Marketing to upper class niche buyers can be harder because you must have very targeted publications, a thorough knowledge of the community and the gatekeepers of information, and good negotiating skills. Wealthier consumers may not push you for a price break, but they will expect excellent quality for their money and more product options than just standard small size prints. Your customer service must be second to none, and you must feel comfortable having fewer assignments but charge enough to keep your profits up.
Because pet photography is such a unique service, it is often difficult to find benchmark pricing structures within the community. Many communities do not have a pet photography business to compare your prices with (which is ideal if you are considering starting one). Therefore, you will have to rely on associating your pricing structure with prices charged by other types of portrait photographers in the area, because that is ultimately who your customers will compare you with. This is somewhat unfair, because your work as a pet photographer will in many ways be exceedingly more difficult than other types of portrait photography, so it is important that you differentiate your company as much as possible through means of advertising. The more people understand the differences between human and pet photography, the more they will be willing to see your company as a completely new offering and have an open mind towards the products and services you provide.
Services to Offer:
Pet photography is a great service niche because it offers such a variety of activities you can do to increase your bottom line (and have fun doing it!). Obviously formal pet portraits are one option, but you can also attend pet parades, dog jogs, adoption events, do “Santa Claws” pictures, attend agility trials or formal dog shows, and more.

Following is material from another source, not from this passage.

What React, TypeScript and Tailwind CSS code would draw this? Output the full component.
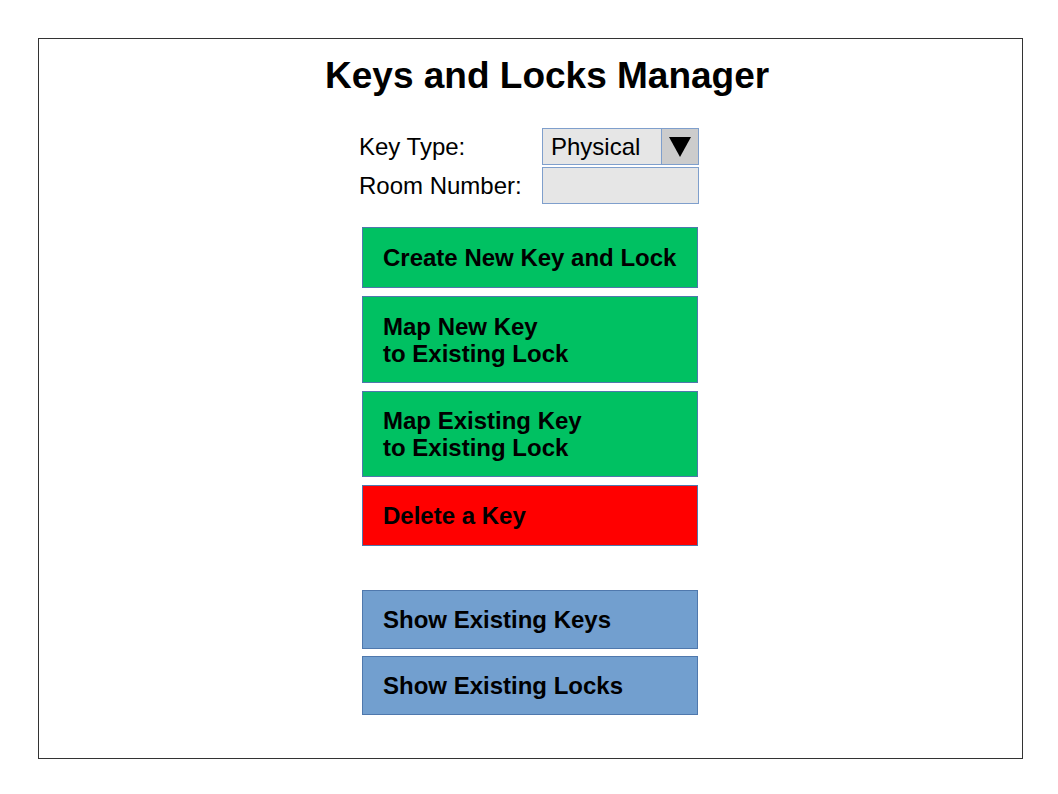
import { useState } from 'react';

const actions = [
  { id: 'create', lines: ['Create New Key and Lock'], color: 'bg-[#00c162]', h: 'h-[61px]' },
  { id: 'map-new', lines: ['Map New Key', 'to Existing Lock'], color: 'bg-[#00c162]', h: 'h-[87px]' },
  { id: 'map-existing', lines: ['Map Existing Key', 'to Existing Lock'], color: 'bg-[#00c162]', h: 'h-[86px]' },
  { id: 'delete', lines: ['Delete a Key'], color: 'bg-[#ff0000]', h: 'h-[61px]' },
];

const views = [
  { id: 'keys', label: 'Show Existing Keys' },
  { id: 'locks', label: 'Show Existing Locks' },
];

function ActionButton({ lines, color, h }: { lines: string[]; color: string; h: string }) {
  return (
    <button
      className={`${color} ${h} w-[336px] border border-[#4f78ad] pl-[20px] text-left text-[24px] leading-[27px] font-bold text-black`}
    >
      {lines.map(l => (
        <div key={l}>{l}</div>
      ))}
    </button>
  );
}

export default function App() {
  const [keyType] = useState('Physical');
  const [room, setRoom] = useState('');

  return (
    <div className="min-h-screen bg-white pt-[38px] pl-[38px] font-['Liberation_Sans',Arial,sans-serif] text-black">
      <div className="w-[985px] h-[721px] border border-[#333333]">
        <h1 className="mt-[18px] ml-[286px] text-[37px] leading-[37px] font-bold">Keys and Locks Manager</h1>

        <div className="ml-[320px] mt-[34px] w-[340px]">
          {/* form fields */}
          <div className="flex flex-col gap-[2px]">
            <div className="flex items-center h-[37px]">
              <label className="w-[183px] text-[24px] leading-none">Key Type:</label>
              <div className="flex h-[37px] w-[157px] border border-[#7f9fcc] bg-[#e6e6e6]">
                <span className="flex-1 pl-[8px] text-[24px] leading-[35px]">{keyType}</span>
                <span className="flex w-[37px] items-center justify-center border-l border-[#7f9fcc] bg-[#cccccc]">
                  <svg width="24" height="22" viewBox="0 0 24 22">
                    <polygon points="1,1 23,1 12,21" fill="#000" />
                  </svg>
                </span>
              </div>
            </div>
            <div className="flex items-center h-[37px]">
              <label className="w-[183px] text-[24px] leading-none">Room Number:</label>
              <input
                value={room}
                onChange={e => setRoom(e.target.value)}
                className="h-[37px] w-[157px] border border-[#7f9fcc] bg-[#e6e6e6] px-[8px] text-[24px] outline-none"
              />
            </div>
          </div>

          {/* actions */}
          <div className="ml-[3px] mt-[23px] flex flex-col gap-[8px]">
            {actions.map(a => (
              <ActionButton key={a.id} lines={a.lines} color={a.color} h={a.h} />
            ))}
          </div>

          <div className="ml-[3px] mt-[44px] flex flex-col gap-[7px]">
            {views.map(v => (
              <ActionButton key={v.id} lines={[v.label]} color="bg-[#729fcf]" h="h-[59px]" />
            ))}
          </div>
        </div>
      </div>
    </div>
  );
}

Something I have found to be rewarding in both a personal and business sense is to work with the local animal welfare organizations. Most of them hold large annual events that you can participate in as a sponsor. This is a great way to donate your time and money to the community as well as strengthen (in my case) a personal cause and gain exposure to potential customers. You do have to be careful in how you participate with these events though. Since you are exposed to such a wide consumer market through non-profit events, you have to make sure your philanthropic efforts do not conflict with your niche-marketing efforts. For example, you do not want to get in a habit of offering cheap pictures at events and then expect your portrait customers to be willing to pay fine art prices for private sessions. This will cause confusion about the type of quality you offer, and you will have difficulty securing business beyond the event photos.
Equipment to Purchase:
To get started as a pet portrait photographer, you do not need a large amount of equipment. Unfortunately, the equipment you do need is rather expensive (as is the case with any type of photography business), so it is best to anticipate your startup costs being several thousand dollars at minimum. You will need a high quality digital camera, and should have at least two cameras so you have a backup available at all times. You will also need a good set of portable studio lights. Alien Bees are a great option for studio lights – they are reliable, easy to carry, and relatively inexpensive. The company also has an excellent return policy and customer support. I also HIGHLY recommend that you purchase a wireless remote system for your studio lights. You will need to move around a lot while taking formal portraits, and you do not want yourself, your customers, or the animals to trip over the wires connecting your equipment. If you purchase the Alien Bee studio lights, you can get a wireless kit for approximately $80 which is a tremendous investment.
You will also need at least one strobe for your camera for times when you need extra light but are not using a full studio setup. In addition, you will need a backdrop stand and backdrop material. Photek offers a great starter set called the Peoplepopper which is inexpensive but gets the job done. Cheap flat sheets from Walmart make excellent backdrops – they might not look wonderful on the backdrop stand, but the photos will turn out well and you can easily throw them away if a dog decides to make a mess on them (and I guarantee that will happen!).
Don’t forget in addition to your major equipment expenses, you will also have plenty of smaller things to purchase such as dog treats, squeaky toys, office supplies, order forms, receipt books, advertisements, etc. These little purchases can add up to big dollars so it is best to budget your needs well before you dive into your business so you know exactly what is in store for you.
I hope some of these tips are useful for those of you planning to embark on developing and operating a pet photography company. Each business owner must find his/her own keys to success; it all depends on the amount of time you are willing to put into the business, the area your business will serve, and the customer base you feel most comfortable working with.